鍵を保存したら、一度システムチェックでテストを行なう。テストで確実に復号化できることが確認されたら、実際の暗号化が始まる
鍵を保存したら、一度システムチェックでテストを行なう。テストで確実に復号化できることが確認されたら、実際の暗号化が始まる

中川氏は「BitLockerを計画したときに真っ先に考えたのは、暗号化や鍵の仕組みと同時にリカバリーの方法です。数1000台ものパソコンを運用する大企業においては、パソコン自体のトラブルや鍵の紛失といったことは、頻繁に起こりうることです。こういったときにも、比較的簡単にリカバリーができるようにしておかないと、仕事ができないといったことになります。企業での使用については、BitLockerの鍵の管理も一元的に行なえるように、Windows ServerのActive Directryに統合しています」と述べている。
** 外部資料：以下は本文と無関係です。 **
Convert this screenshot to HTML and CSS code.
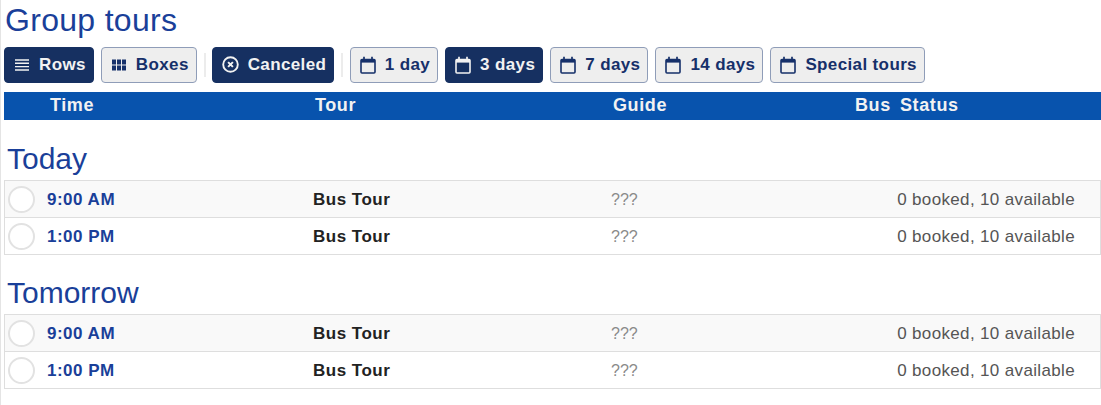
FILE: index.html
```html
<!DOCTYPE html>
<html lang="en">
<head>
<meta charset="utf-8">
<title>Group tours</title>
<link rel="stylesheet" href="styles.css">
</head>
<body>
<svg class="defs" width="0" height="0" aria-hidden="true">
  <symbol id="cal" viewBox="0 0 16 18">
    <path d="M1 4.5a1 1 0 0 1 1-1h12a1 1 0 0 1 1 1V16a1 1 0 0 1-1 1H2a1 1 0 0 1-1-1z" fill="none" stroke="currentColor" stroke-width="1.6"/>
    <path d="M1 3h14v3.6H1z" fill="currentColor"/>
    <path d="M4 .8v3M12 .8v3" stroke="currentColor" stroke-width="1.7" fill="none"/>
  </symbol>
</svg>
<main class="page">
  <h1 class="title">Group tours</h1>
  <div class="toolbar">
    <button class="btn on">
      <svg class="ico-sm" viewBox="0 0 14 12"><path d="M0 1h14M0 4.3h14M0 7.6h14M0 11h14" stroke="currentColor" stroke-width="1.4"/></svg>Rows</button>
    <button class="btn">
      <svg class="ico-sm" viewBox="0 0 14 12"><path d="M0 .5h4v5H0zM5 .5h4v5H5zM10 .5h4v5h-4zM0 6.5h4v5H0zM5 6.5h4v5H5zM10 6.5h4v5h-4z" fill="currentColor"/></svg>Boxes</button>
    <span class="sep"></span>
    <button class="btn on">
      <svg class="ico-x" viewBox="0 0 17 17"><circle cx="8.5" cy="8.5" r="7.3" fill="none" stroke="currentColor" stroke-width="1.9"/><path d="M6.1 6.1l4.8 4.8M10.9 6.1l-4.8 4.8" stroke="currentColor" stroke-width="2"/></svg>Canceled</button>
    <span class="sep"></span>
    <button class="btn"><svg class="ico-cal"><use href="#cal"/></svg>1 day</button>
    <button class="btn on"><svg class="ico-cal"><use href="#cal"/></svg>3 days</button>
    <button class="btn"><svg class="ico-cal"><use href="#cal"/></svg>7 days</button>
    <button class="btn"><svg class="ico-cal"><use href="#cal"/></svg>14 days</button>
    <button class="btn"><svg class="ico-cal"><use href="#cal"/></svg>Special tours</button>
  </div>
  <div class="thead">
    <span class="c-time">Time</span>
    <span>Tour</span>
    <span>Guide</span>
    <span>Bus</span>
    <span>Status</span>
  </div>
  <section class="day">
    <h2 class="day-title">Today</h2>
    <div class="rows">
      <div class="row odd"><span class="dot"></span><span class="time">9:00 AM</span><span class="tour">Bus Tour</span><span class="guide">???</span><span class="status">0 booked, 10 available</span></div>
      <div class="row"><span class="dot"></span><span class="time">1:00 PM</span><span class="tour">Bus Tour</span><span class="guide">???</span><span class="status">0 booked, 10 available</span></div>
    </div>
  </section>
  <section class="day">
    <h2 class="day-title">Tomorrow</h2>
    <div class="rows">
      <div class="row odd"><span class="dot"></span><span class="time">9:00 AM</span><span class="tour">Bus Tour</span><span class="guide">???</span><span class="status">0 booked, 10 available</span></div>
      <div class="row"><span class="dot"></span><span class="time">1:00 PM</span><span class="tour">Bus Tour</span><span class="guide">???</span><span class="status">0 booked, 10 available</span></div>
    </div>
  </section>
</main>
</body>
</html>
```
FILE: styles.css
```css
* { box-sizing: border-box; }
html, body { margin: 0; padding: 0; background: #fff; overflow: hidden; }
body { font-family: "Liberation Sans", Arial, sans-serif; height: 405px; border-left: 1px solid #e4e4e4; }
.defs { position: absolute; }
.page { padding-left: 3px; }
.title { margin: 0 0 0 1px; height: 47px; font-size: 32px; letter-spacing: .3px; line-height: 40px; font-weight: 400; color: #1a3f99; }
.toolbar { display: flex; align-items: center; height: 36px; }
.btn {
  display: inline-flex; align-items: center; height: 36px; margin-right: 7px; padding: 0 7px 1px 9px;
  font: 700 17px "Liberation Sans", Arial, sans-serif; letter-spacing: .37px; color: #16306a;
  background: #eee; border: 1px solid #8f9db8; border-radius: 4px; white-space: nowrap;
}
.btn.on { background: #163061; color: #f2f2f2; border-color: #163061; }
.ico-sm { width: 14px; height: 12px; margin: 0 10px 0 1px; }
.ico-x { width: 17px; height: 17px; margin-right: 8.5px; }
.ico-cal { width: 16px; height: 18px; margin-right: 9px; }
.sep { width: 2px; height: 24px; margin-right: 6.5px; background: #ececec; }
.thead {
  display: grid; grid-template-columns: 311px 298px 242px 45px 1fr; height: 28px; margin-top: 9px;
  background: #0853ad; color: #f2f2f2; font-size: 18px; letter-spacing: .6px; font-weight: 700; line-height: 27px;
}
.thead span { white-space: nowrap; }
.c-time { padding-left: 46px; }
.day { height: 134px; padding-top: 22px; }
.day-title { margin: 0 0 0 3px; height: 38px; font-size: 30px; line-height: 34px; font-weight: 400; color: #1a3f99; }
.rows { border: 1px solid #dedede; }
.row { display: grid; grid-template-columns: 42px 266px 298px 100px 1fr; align-items: center; height: 37px; font-size: 16px; }
.row + .row { border-top: 1px solid #dedede; }
.row.odd { background: #f9f9f9; height: 36px; }
.dot { width: 27px; height: 27px; margin-left: 3px; border: 2px solid #e2e2e2; border-radius: 50%; background: #fff; }
.time, .tour, .guide, .status { padding-top: 1px; }
.time, .tour { font-size: 17px; font-weight: 700; letter-spacing: .5px; white-space: nowrap; }
.time { color: #1a3f99; }
.tour { color: #222; }
.guide { color: #8a8a8a; }
.status { color: #555; text-align: right; padding-right: 25px; white-space: nowrap; font-size: 17px; letter-spacing: .35px; }
```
このように、企業内ネットワークにActive Directryを導入している場合、暗号化鍵や回復パスワードをActive Directry上で一元的に管理を行なうことも可能である。またBitLockerの動作モードの指定(TPMを使用するか、暗号アルゴリズムの選択など)も、一括して管理できる。

使い勝手の向上を期待したいBitLocker

実際にテストしてみたが、OSがインストールされたパソコンにBitLockerを導入するのは、非常に大変だと感じた。システムに関する高い知識がなければ難しい。企業であればIT管理者などの専門知識を持った社員が行なってくれるが、個人は利用するには難しすぎる。IT管理者が行なうにしても、もっと簡単にBitLockerのインストールができないと普及しにくいのではないだろうか。例えば、Vistaをインストールする際のメニュー画面でBitLockerを選択すれば、最初から自動的にシステムボリュームとOSボリュームを作り、環境を整えるようにしてほしい。

BitLockerの設定時に、デフォルトでTPMを使用するようになっている点は、セキュリティーを高めるという観点では良いことだ。しかしTPMのないパソコンで設定しようとすると、設定作業を継続できないのはいかがなものだろうか? TPMがない場合は、自動的にUSBメモリーを鍵とするように設定を変更して作業を継続させるべきだろう。

改善を期待したい点としては、BitLockerを利用できるエディションが限られることも挙げられる。個人ユーザーにとっても有効なBitLockerだが、個人がBitLockerを利用するには、高価なUltimateを購入するしかない。できれば『Windows Vista Business』にもBitLockerの機能をつけてほしかった。あるいはプラグインのような追加モジュールを購入すれば、どのエディションでもBitLockerが使えるようになれば、一般ユーザーにもBitLockerによる情報保護が広がると思う。

企業での利用を考えた場合、USBメモリーだけでなく、例えばSuicaや“おサイフケータイ”などに採用されている非接触ICカード機能“FeliCa”を、鍵を入れるメディアとして使えるようになると、さらに便利になるだろう。最近では多くの企業で、ICカードになった社員証を入退出の鍵として利用する場合が増えている。1枚のICカードが入退出だけでなく、パソコンの起動キーにもなれば、企業ユーザーにとっては便利なはずだ。

加えて、OSボリュームだけでなく、それ以外のデータ用ボリュームもBitLockerで暗号化してくれると、データ保護の安全性がより高くなる。あるいはリムーバブルな外付けドライブをBitLockerと同じような仕組みで保護できれば、外付けHDDやUSBメモリーなどのデータ保護も向上するだろう。現在のEFSによる暗号化は、ファイルやフォルダーごとに行なうため細かなコントロールが可能だが、セキュリティーを気にしない大雑把なユーザーにとってはかえって使いにくい。暗号化ドライブにデータを保存するだけでOSが自動的にデータの暗号化をしたり、暗号化されたドライブには、認証鍵がないとほかのシステムからもアクセスできないといった利便性の向上を期待したい。